** START OF Source material **
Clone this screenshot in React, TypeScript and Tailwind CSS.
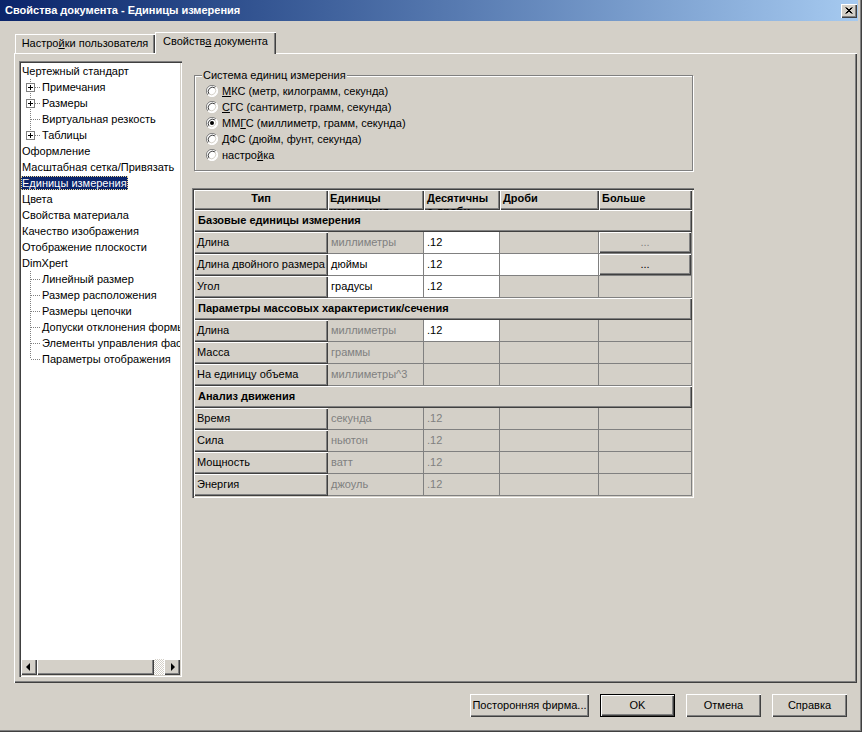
import React from "react";

const raised =
  "bg-[#d4d0c8] shadow-[inset_1px_1px_#ffffff,inset_-1px_-1px_#404040,inset_-2px_-2px_#808080]";
const sunken =
  "shadow-[inset_1px_1px_#808080,inset_2px_2px_#404040,inset_-1px_-1px_#ffffff,inset_-2px_-2px_#d4d0c8]";

type TreeNode = { label: string; level: 0 | 1; box?: boolean; last?: boolean; selected?: boolean };

const tree: TreeNode[] = [
  { label: "Чертежный стандарт", level: 0 },
  { label: "Примечания", level: 1, box: true },
  { label: "Размеры", level: 1, box: true },
  { label: "Виртуальная резкость", level: 1 },
  { label: "Таблицы", level: 1, box: true, last: true },
  { label: "Оформление", level: 0 },
  { label: "Масштабная сетка/Привязать", level: 0 },
  { label: "Единицы измерения", level: 0, selected: true },
  { label: "Цвета", level: 0 },
  { label: "Свойства материала", level: 0 },
  { label: "Качество изображения", level: 0 },
  { label: "Отображение плоскости", level: 0 },
  { label: "DimXpert", level: 0 },
  { label: "Линейный размер", level: 1 },
  { label: "Размер расположения", level: 1 },
  { label: "Размеры цепочки", level: 1 },
  { label: "Допуски отклонения формы", level: 1 },
  { label: "Элементы управления фасками", level: 1 },
  { label: "Параметры отображения", level: 1, last: true },
];

function Conn({ box, last }: { box?: boolean; last?: boolean }) {
  return (
    <svg width="20" height="16" className="shrink-0">
      <line x1="8.5" y1="0" x2="8.5" y2={last ? 8 : 16} stroke="#808080" strokeDasharray="1 1" />
      <line x1={box ? 13 : 9} y1="8.5" x2="19" y2="8.5" stroke="#808080" strokeDasharray="1 1" />
      {box && (
        <>
          <rect x="4.5" y="4.5" width="8" height="8" fill="#ffffff" stroke="#808080" />
          <line x1="6" y1="8.5" x2="11" y2="8.5" stroke="#000000" />
          <line x1="8.5" y1="6" x2="8.5" y2="11" stroke="#000000" />
        </>
      )}
    </svg>
  );
}

function Tree() {
  return (
    <div className={`w-[163px] h-[616px] shrink-0 flex flex-col bg-white p-[2px] ${sunken}`}>
      <div className="flex-1 overflow-hidden">
        {tree.map((n, i) => (
          <div key={i} className="flex h-[16px] items-center whitespace-nowrap">
            {n.level === 1 ? (
              <>
                <span className="w-[1px] shrink-0" />
                <Conn box={n.box} last={n.last} />
                <span>{n.label}</span>
              </>
            ) : n.selected ? (
              <span className="h-[14px] leading-[12px] bg-[#0a246a] text-white border border-dotted border-[#f5db95]">
                {n.label}
              </span>
            ) : (
              <span className="pl-[1px]">{n.label}</span>
            )}
          </div>
        ))}
      </div>
      <div className="flex h-[16px] shrink-0">
        <div className={`w-[16px] h-[16px] flex items-center justify-center ${raised}`}>
          <svg width="16" height="16">
            <polygon points="5,8 9,4 9,12" fill="#000000" />
          </svg>
        </div>
        <div className="flex-1 flex bg-[image:repeating-conic-gradient(#ffffff_0_25%,#d4d0c8_0_50%)] bg-[length:2px_2px]">
          <div className={`w-[117px] h-[16px] ${raised}`} />
        </div>
        <div className={`w-[16px] h-[16px] flex items-center justify-center ${raised}`}>
          <svg width="16" height="16">
            <polygon points="7,4 11,8 7,12" fill="#000000" />
          </svg>
        </div>
      </div>
    </div>
  );
}

function Radio({ checked, children }: { checked?: boolean; children: React.ReactNode }) {
  return (
    <div className="flex h-[16px] items-center">
      <svg width="12" height="12" className="shrink-0">
        <circle cx="6" cy="6" r="5.5" fill="#ffffff" stroke="none" />
        <path d="M2 10 A5.5 5.5 0 0 1 10 2" fill="none" stroke="#808080" strokeWidth="1" />
        <path d="M3 9 A4.3 4.3 0 0 1 9 3" fill="none" stroke="#404040" strokeWidth="1" />
        <path d="M10 2 A5.5 5.5 0 0 1 2 10" fill="none" stroke="#ffffff" strokeWidth="1" />
        <path d="M9 3 A4.3 4.3 0 0 1 3 9" fill="none" stroke="#d4d0c8" strokeWidth="1" />
        {checked && <circle cx="6" cy="6" r="2" fill="#000000" />}
      </svg>
      <span className="ml-[4px] whitespace-nowrap">{children}</span>
    </div>
  );
}

type Cell = { text?: string; white?: boolean; dim?: boolean; button?: "on" | "off" };
type Row = { section: string } | { label: string; cells: Cell[] };

const rows: Row[] = [
  { section: "Базовые единицы измерения" },
  {
    label: "Длина",
    cells: [{ text: "миллиметры", dim: true }, { text: ".12", white: true }, {}, { button: "off" }],
  },
  {
    label: "Длина двойного размера",
    cells: [{ text: "дюймы", white: true }, { text: ".12", white: true }, { white: true }, { button: "on" }],
  },
  { label: "Угол", cells: [{ text: "градусы", white: true }, { text: ".12", white: true }, {}, {}] },
  { section: "Параметры массовых характеристик/сечения" },
  { label: "Длина", cells: [{ text: "миллиметры", dim: true }, { text: ".12", white: true }, {}, {}] },
  { label: "Масса", cells: [{ text: "граммы", dim: true }, {}, {}, {}] },
  { label: "На единицу объема", cells: [{ text: "миллиметры^3", dim: true }, {}, {}, {}] },
  { section: "Анализ движения" },
  { label: "Время", cells: [{ text: "секунда", dim: true }, { text: ".12", dim: true }, {}, {}] },
  { label: "Сила", cells: [{ text: "ньютон", dim: true }, { text: ".12", dim: true }, {}, {}] },
  { label: "Мощность", cells: [{ text: "ватт", dim: true }, { text: ".12", dim: true }, {}, {}] },
  { label: "Энергия", cells: [{ text: "джоуль", dim: true }, { text: ".12", dim: true }, {}, {}] },
];

function DataCell({ c }: { c: Cell }) {
  if (c.button) {
    return (
      <div className="h-[22px] border-r border-b border-[#808080]">
        <div
          className={`h-[21px] w-full flex items-center justify-center ${raised} ${
            c.button === "off" ? "text-[#808080]" : "text-black"
          }`}
        >
          ...
        </div>
      </div>
    );
  }
  return (
    <div
      className={`h-[22px] flex items-center pl-[3px] pb-[1px] border-r border-b border-[#808080] whitespace-nowrap overflow-hidden ${
        c.white ? "bg-white" : "bg-[#d4d0c8]"
      } ${c.dim ? "text-[#808080]" : "text-black"}`}
    >
      {c.text}
    </div>
  );
}

function UnitsTable() {
  return (
    <div className={`w-[502px] p-[2px] ${sunken}`}>
      <div className="grid grid-cols-[134px_96px_76px_99px_93px]">
        <div className={`h-[20px] pt-[2px] font-bold text-center overflow-hidden ${raised}`}>Тип</div>
        <div className={`h-[20px] pt-[2px] pl-[2px] font-bold overflow-hidden ${raised}`}>
          Единицы
          <br />
          измерения
        </div>
        <div className={`h-[20px] pt-[2px] pl-[3px] font-bold overflow-hidden ${raised}`}>
          Десятичны
          <br />е дроби
        </div>
        <div className={`h-[20px] pt-[2px] pl-[3px] font-bold overflow-hidden ${raised}`}>Дроби</div>
        <div className={`h-[20px] pt-[2px] pl-[3px] font-bold overflow-hidden ${raised}`}>Больше</div>
        {rows.map((r, i) =>
          "section" in r ? (
            <div key={i} className={`col-span-5 h-[22px] flex items-center pl-[4px] pb-[1px] font-bold ${raised}`}>
              {r.section}
            </div>
          ) : (
            <React.Fragment key={i}>
              <div className={`h-[22px] flex items-center pl-[3px] pb-[1px] whitespace-nowrap ${raised}`}>
                {r.label}
              </div>
              {r.cells.map((c, j) => (
                <DataCell key={j} c={c} />
              ))}
            </React.Fragment>
          )
        )}
      </div>
    </div>
  );
}

function Btn({ children, w, def }: { children: React.ReactNode; w: string; def?: boolean }) {
  return (
    <div
      className={`${w} h-[23px] flex items-center justify-center bg-[#d4d0c8] ${
        def
          ? "shadow-[inset_0_0_0_1px_#000000,inset_2px_2px_#ffffff,inset_-2px_-2px_#404040,inset_-3px_-3px_#808080]"
          : "shadow-[inset_1px_1px_#ffffff,inset_-1px_-1px_#404040,inset_-2px_-2px_#808080]"
      }`}
    >
      {children}
    </div>
  );
}

export default function App() {
  return (
    <div className="w-[862px] h-[732px] flex flex-col bg-[#d4d0c8] pr-[4px] text-[11px] leading-[13px] text-black font-['Liberation_Sans',Arial,sans-serif] shadow-[inset_-1px_-1px_#404040,inset_-2px_-2px_#808080]">
      {/* title bar */}
      <div className="h-[21px] shrink-0 flex items-center justify-between pl-[5px] pr-[1px] bg-gradient-to-r from-[#0a246a] to-[#a6caf0]">
        <span className="text-white font-bold text-[11px]">Свойства документа - Единицы измерения</span>
        <div className={`w-[16px] h-[14px] flex items-center justify-center ${raised}`}>
          <svg width="16" height="14">
            <path d="M4.5 3.5 L10.5 9.5 M5.5 3.5 L11.5 9.5 M10.5 3.5 L4.5 9.5 M11.5 3.5 L5.5 9.5" stroke="#000000" strokeWidth="1" />
          </svg>
        </div>
      </div>

      <div className="flex flex-col pl-[14px] pr-[1px]">
        {/* tabs */}
        <div className="flex items-end h-[21px] mt-[11px]">
          <div className="w-[1px]" />
          <div className="w-[140px] h-[19px] flex items-center justify-center shadow-[inset_1px_1px_#ffffff,inset_-1px_0_#404040,inset_-2px_0_#808080]">
            <span>
              Настро<u>й</u>ки пользователя
            </span>
          </div>
          <div className="w-[121px] h-[22px] -mb-[1px] relative z-10 bg-[#d4d0c8] flex items-start pt-[3px] justify-center shadow-[inset_1px_1px_#ffffff,inset_-1px_0_#404040,inset_-2px_0_#808080]">
            <span>
              Свойств<u>а</u> документа
            </span>
          </div>
        </div>

        {/* panel */}
        <div className="h-[630px] flex pl-[5px] pt-[8px] shadow-[inset_1px_1px_#ffffff,inset_-1px_-1px_#404040,inset_-2px_-2px_#808080]">
          <Tree />
          <div className="ml-[10px] flex flex-col">
            <fieldset className="ml-[2px] mt-[8px] w-[499px] border border-[#808080] px-0 pb-[7px] shadow-[inset_1px_1px_#ffffff,1px_1px_#ffffff]">
              <legend className="ml-[7px] px-[1px] bg-[#d4d0c8] leading-[13px]">Система единиц измерения</legend>
              <div className="pl-[11px] pt-[1px]">
                <Radio>
                  <u>М</u>КС (метр, килограмм, секунда)
                </Radio>
                <Radio>
                  <u>С</u>ГС (сантиметр, грамм, секунда)
                </Radio>
                <Radio checked>
                  ММ<u>Г</u>С (миллиметр, грамм, секунда)
                </Radio>
                <Radio>
                  <u>Д</u>ФС (дюйм, фунт, секунда)
                </Radio>
                <Radio>
                  настро<u>й</u>ка
                </Radio>
              </div>
            </fieldset>
            <div className="mt-[17px]">
              <UnitsTable />
            </div>
          </div>
        </div>

        {/* buttons */}
        <div className="flex justify-end gap-[11px] mt-[11px] pr-[10px]">
          <Btn w="w-[119px]">Посторонняя фирма...</Btn>
          <Btn w="w-[75px]" def>
            OK
          </Btn>
          <Btn w="w-[75px]">Отмена</Btn>
          <Btn w="w-[75px]">Справка</Btn>
        </div>
      </div>
    </div>
  );
}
** END OF Source material **
# What this task involves:
Output exactly the span of lines from the top of the listing through the line holding "string; level: 0", and leave every picture out.

# Output:
Clone this screenshot in React, TypeScript and Tailwind CSS.
import React from "react";

const raised =
  "bg-[#d4d0c8] shadow-[inset_1px_1px_#ffffff,inset_-1px_-1px_#404040,inset_-2px_-2px_#808080]";
const sunken =
  "shadow-[inset_1px_1px_#808080,inset_2px_2px_#404040,inset_-1px_-1px_#ffffff,inset_-2px_-2px_#d4d0c8]";

type TreeNode = { label: string; level: 0 | 1; box?: boolean; last?: boolean; selected?: boolean };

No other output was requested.